This psalm is titled A Psalm of Asaph. The author Asaph was probably the great singer and musician of David and Solomon’s era (1 Chronicles 15:17-19, 16:5-7, 25:6). 1 Chronicles 25:1 and 2 Chronicles 29:30 add that Asaph was a prophet in his musical compositions.

Some commentators connect this psalm with 2 Chronicles 20:1-37 and the victory won in Jehoshaphat’s time. Others see the collection of 10 enemies set against Israel as not referring to one specific occasion, but to the constant danger of extermination Israel lived under — relevant in both the ancient and modern world.

A. The appeal for help.

1. (Psalm 83:1-4) Asking God to take action against those set on destroying Israel.

Do not keep silent, O God!
Do not hold Your peace,
And do not be still, O God!
For behold, Your enemies make a tumult;
And those who hate You have lifted up their head.
They have taken crafty counsel against Your people,
And consulted together against Your sheltered ones.
They have said, “Come, and let us cut them off from being a nation,
That the name of Israel may be remembered no more.”
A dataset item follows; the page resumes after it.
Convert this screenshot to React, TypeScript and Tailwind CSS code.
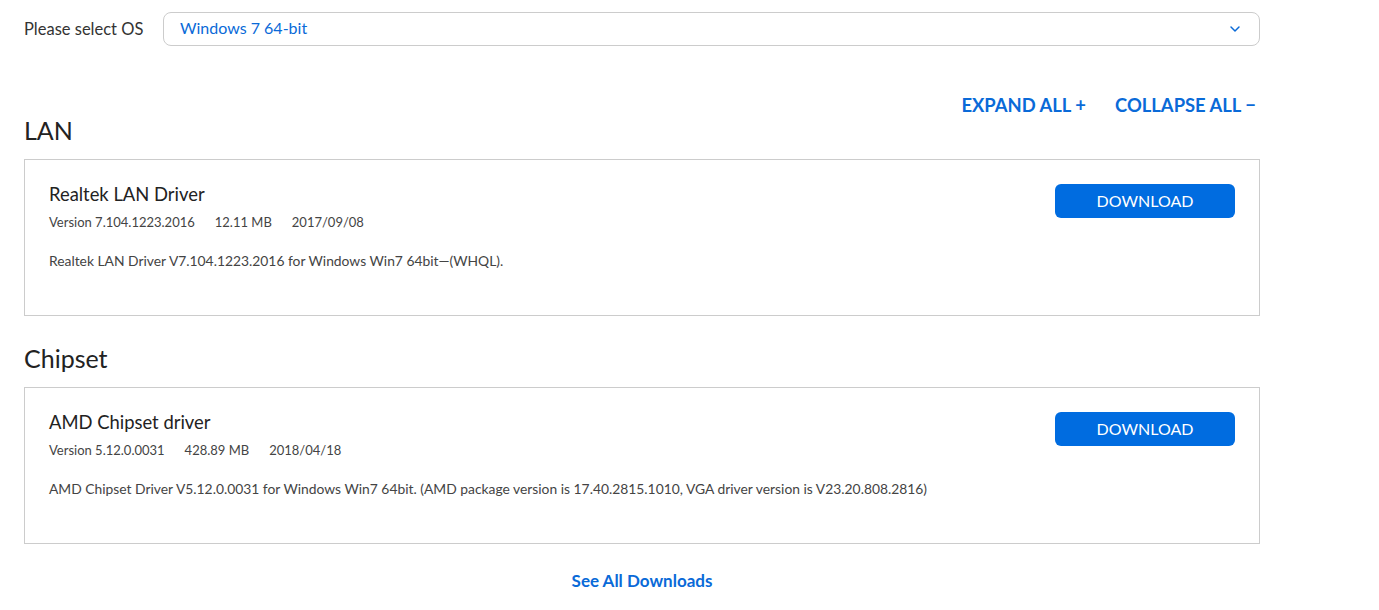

a. Do not keep silent, O God: Asaph sang this prayer in a time of national crisis. Enemies had come against Israel who were set on their national destruction. If God were to keep silent or hold His peace or be still on behalf of Israel, they would be destroyed.

i. Do not keep silent: “It is so difficult sometimes to go on living day by day without one authoritative word; and we are prone to rebuke Him for silence, that He is still, that He holds His peace.... But God has not kept silence. The Word was manifested. In Him the silence of eternity was broken.” (Meyer)

b. Your enemies make a tumult: Asaph asked God to behold this crisis and to regard the enemies of Israel as His own enemies, as those who hated Him. Asaph was confident that if God did this, He would act on behalf of Israel.

i. “They are not only enemies to us thy people, but also to thy will, and name, and glory.” (Poole)

c. Come, and let us cut them off from being a nation: This was the crafty counsel of the nations united against Israel. This desire of a confederation of nations to destroy Israel did not end in the days of Asaph. His prayer could be sung today as neighboring nations and the whole world community threaten Israel.

i. Adam Clarke paraphrased the words of verse 4: “Let us exterminate the whole race, that there may not be a record of them on the face of the earth.” (Clarke)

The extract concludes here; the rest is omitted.